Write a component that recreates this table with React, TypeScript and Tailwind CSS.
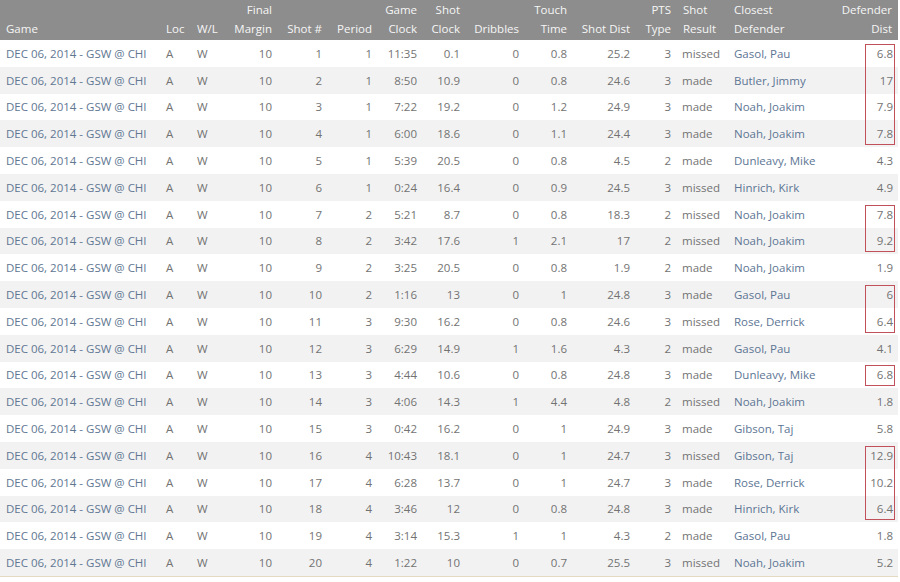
const cols =
  "grid grid-cols-[160px_31px_36px_51px_50px_50px_45px_43px_59px_48px_63px_41px_51px_112px_58px]";

type Shot = [number, number, string, string, number, string, string, number, string, string, string];

const shots: Shot[] = [
  [1, 1, "11:35", "0.1", 0, "0.8", "25.2", 3, "missed", "Gasol, Pau", "6.8"],
  [2, 1, "8:50", "10.9", 0, "0.8", "24.6", 3, "made", "Butler, Jimmy", "17"],
  [3, 1, "7:22", "19.2", 0, "1.2", "24.9", 3, "made", "Noah, Joakim", "7.9"],
  [4, 1, "6:00", "18.6", 0, "1.1", "24.4", 3, "made", "Noah, Joakim", "7.8"],
  [5, 1, "5:39", "20.5", 0, "0.8", "4.5", 2, "made", "Dunleavy, Mike", "4.3"],
  [6, 1, "0:24", "16.4", 0, "0.9", "24.5", 3, "missed", "Hinrich, Kirk", "4.9"],
  [7, 2, "5:21", "8.7", 0, "0.8", "18.3", 2, "missed", "Noah, Joakim", "7.8"],
  [8, 2, "3:42", "17.6", 1, "2.1", "17", 2, "missed", "Noah, Joakim", "9.2"],
  [9, 2, "3:25", "20.5", 0, "0.8", "1.9", 2, "made", "Noah, Joakim", "1.9"],
  [10, 2, "1:16", "13", 0, "1", "24.8", 3, "made", "Gasol, Pau", "6"],
  [11, 3, "9:30", "16.2", 0, "0.8", "24.6", 3, "missed", "Rose, Derrick", "6.4"],
  [12, 3, "6:29", "14.9", 1, "1.6", "4.3", 2, "made", "Gasol, Pau", "4.1"],
  [13, 3, "4:44", "10.6", 0, "0.8", "24.8", 3, "made", "Dunleavy, Mike", "6.8"],
  [14, 3, "4:06", "14.3", 1, "4.4", "4.8", 2, "missed", "Noah, Joakim", "1.8"],
  [15, 3, "0:42", "16.2", 0, "1", "24.9", 3, "made", "Gibson, Taj", "5.8"],
  [16, 4, "10:43", "18.1", 0, "1", "24.7", 3, "missed", "Gibson, Taj", "12.9"],
  [17, 4, "6:28", "13.7", 0, "1", "24.7", 3, "made", "Rose, Derrick", "10.2"],
  [18, 4, "3:46", "12", 0, "0.8", "24.8", 3, "made", "Hinrich, Kirk", "6.4"],
  [19, 4, "3:14", "15.3", 1, "1", "4.3", 2, "made", "Gasol, Pau", "1.8"],
  [20, 4, "1:22", "10", 0, "0.7", "25.5", 3, "missed", "Noah, Joakim", "5.2"],
];

// highlighted defender distance groups: first row index -> number of rows
const boxes: Record<number, number> = { 0: 4, 6: 2, 9: 2, 12: 1, 15: 3 };

const ROW = 26.8;

function Head({ top, bottom, right }: { top?: string; bottom: string; right?: boolean }) {
  return (
    <div
      className={`flex flex-col justify-end pb-[8px] leading-[19px] ${
        right ? "items-end pr-[6px]" : "items-start pl-[6px]"
      }`}
    >
      {top && <span>{top}</span>}
      <span>{bottom}</span>
    </div>
  );
}

export default function App() {
  return (
    <div className="w-[900px] h-[582px] bg-white font-['Open_Sans',sans-serif] text-[11.5px]">
      <div className="w-[898px] border-b border-[#e4dac2]">
        <div className={`${cols} h-[40px] overflow-hidden bg-[#8d8d8d] text-[#f6f6f6]`}>
          <Head bottom="Game" />
          <Head bottom="Loc" />
          <Head bottom="W/L" />
          <Head top="Final" bottom="Margin" right />
          <Head bottom="Shot #" right />
          <Head bottom="Period" right />
          <Head top="Game" bottom="Clock" right />
          <Head top="Shot" bottom="Clock" right />
          <Head bottom="Dribbles" right />
          <Head top="Touch" bottom="Time" right />
          <Head bottom="Shot Dist" right />
          <Head top="PTS" bottom="Type" right />
          <Head top="Shot" bottom="Result" />
          <Head top="Closest" bottom="Defender" />
          <Head top="Defender" bottom="Dist" right />
        </div>

        {shots.map((s, i) => (
          <div
            key={i}
            className={`${cols} h-[26.8px] items-center text-[#737373] ${
              i % 2 === 1 ? "bg-[#f2f2f2]" : "bg-white"
            }`}
          >
            <span className="pl-[6px] text-[#617792] whitespace-nowrap">DEC 06, 2014 - GSW @ CHI</span>
            <span className="pl-[6px]">A</span>
            <span className="pl-[6px]">W</span>
            <span className="pr-[6px] text-right">10</span>
            <span className="pr-[6px] text-right">{s[0]}</span>
            <span className="pr-[6px] text-right">{s[1]}</span>
            <span className="pr-[6px] text-right">{s[2]}</span>
            <span className="pr-[6px] text-right">{s[3]}</span>
            <span className="pr-[6px] text-right">{s[4]}</span>
            <span className="pr-[6px] text-right">{s[5]}</span>
            <span className="pr-[6px] text-right">{s[6]}</span>
            <span className="pr-[6px] text-right">{s[7]}</span>
            <span className="pl-[5px]">{s[8]}</span>
            <span className="pl-[6px] text-[#5d7594] whitespace-nowrap">{s[9]}</span>
            <span className="relative pr-[5px] text-right">
              {s[10]}
              {boxes[i] && (
                <span
                  className="pointer-events-none absolute right-[3px] left-[25px] top-[-1px] border border-[#c0505a]"
                  style={{ height: boxes[i] * ROW - 6 }}
                />
              )}
            </span>
          </div>
        ))}
      </div>
    </div>
  );
}
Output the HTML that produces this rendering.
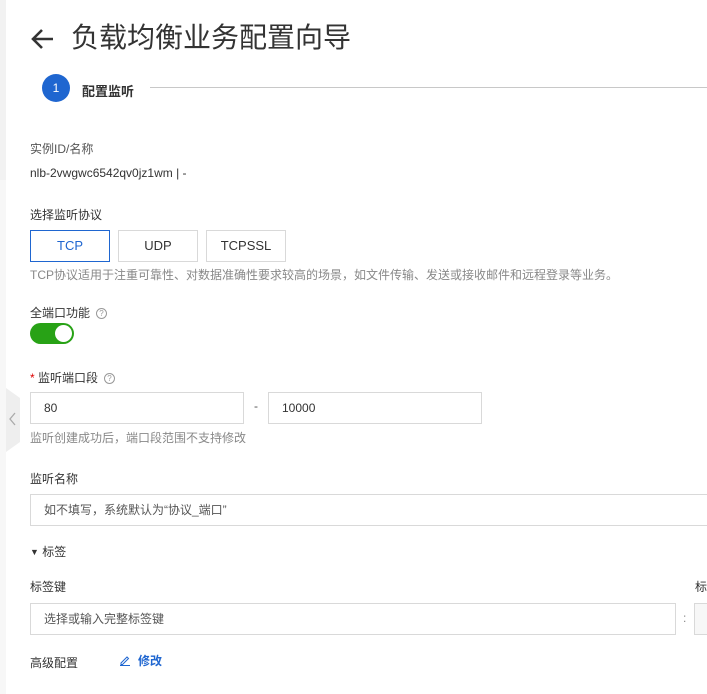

□ □ □ □ □ □ □

From the first line of the entries above down to the line holding "string, string, string];", quote each line exactly and nothing else, skipping pictures.

Write a component that recreates this table with React, TypeScript and Tailwind CSS.
const cols =
  "grid grid-cols-[160px_31px_36px_51px_50px_50px_45px_43px_59px_48px_63px_41px_51px_112px_58px]";

type Shot = [number, number, string, string, number, string, string, number, string, string, string];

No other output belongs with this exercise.